実機以上に実機に見えるスケールモデルのディープな世界

 そしてもう一方のスケール派。こちらは何かホッとすると言うかゆったりと鑑賞できるのですが、拘り方が普通じゃありません。とにかくリアルなんです。この飛行場の近くには本物のヘリポートもあるんですが、そこに離発着する本物のヘリコプターよりもリアルかもしれません。外観はもちろん、飛び方もリアルです。ぷん、って視界から消えたりはしません。本物のようにフワッと離陸して、きゅんきゅんきゅんと飛びます。背面飛行とか宙返りなんてもってのほかです、一発で模型とバレてしまいますからね。

 競技用はほぼ電動のようですが、スケール機も電動が主流ながら一部にエンジンのものがあります。さらにその中に、本物のジェットエンジンを使ったモデルも。
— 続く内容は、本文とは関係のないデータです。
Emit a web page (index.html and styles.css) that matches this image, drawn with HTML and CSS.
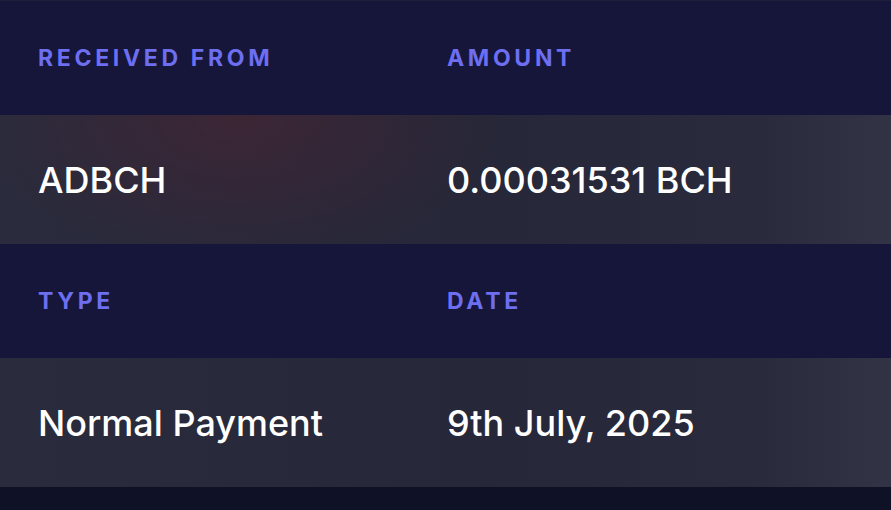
FILE: index.html
```html
<!DOCTYPE html>
<html lang="en">
<head>
<meta charset="utf-8">
<title>Transaction details</title>
<link rel="stylesheet" href="styles.css">
</head>
<body>
<div class="details">
  <div class="row head">
    <div class="cell">Received From</div>
    <div class="cell">Amount</div>
  </div>
  <div class="row data glow">
    <div class="cell">ADBCH</div>
    <div class="cell">0.00031531 BCH</div>
  </div>
  <div class="row head">
    <div class="cell">Type</div>
    <div class="cell">Date</div>
  </div>
  <div class="row data">
    <div class="cell">Normal Payment</div>
    <div class="cell">9th July, 2025</div>
  </div>
</div>
</body>
</html>
```
FILE: styles.css
```css
html, body {
  margin: 0;
  padding: 0;
  background: #0f1126;
  height: 100%;
}
body {
  font-family: Inter, "Noto Sans", sans-serif;
  overflow: hidden;
}
.details {
  border-top: 1px solid #201f38;
  display: flex;
  flex-direction: column;
}
.row {
  display: grid;
  grid-template-columns: 409px 1fr;
  align-items: center;
  padding-left: 38px;
}
.head {
  height: 114px;
  background: #15163a;
  color: #6d6ef0;
  font-size: 23px;
  font-weight: 700;
  letter-spacing: 0.16em;
  text-transform: uppercase;
}
.data {
  height: 129px;
  color: #ffffff;
  font-size: 36px;
  font-weight: 500;
  background: linear-gradient(90deg, #2a2b3c 0%, #262738 55%, #292a3b 85%, #323344 100%);
}
.glow {
  background:
    radial-gradient(ellipse 260px 150px at 240px 0px, rgba(80, 34, 48, 0.5), rgba(80, 34, 48, 0) 100%),
    linear-gradient(90deg, #2a2b3c 0%, #262738 55%, #292a3b 85%, #323344 100%);
}
```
 ジェットエンジンにはいろいろな種類がありますが、ヘリコプターに使われるのはターボシャフトエンジン、別名ガスタービンエンジンと呼ばれるやつです。ジェットの噴射で推進力を生むタイプではなくて、ファンの回転を取り出してローターを回すんですね。燃料は灯油です。ちなみに2リットルの灯油で、安全マージンを残して8分くらい飛べるそうです。「ひゅーん」という音とともにエンジンがかかると、排気口から炎が見えます。30メートルくらい離れた場所でも、ほのかに熱と灯油の燃える匂いを感じます。そしてローターがゆっくりと回り出して、ふわりと離陸。いやー、これですよこれ、これが模型の究極なんじゃないでしょうか。胸にこみ上げてくるものがあります。素晴らしいです。

 

 よく晴れた秋の日、素敵な趣味人の集う楽しい飛行会で、1日楽しく過ごさせていただきました。いやー模型って本当に、いいもんですね。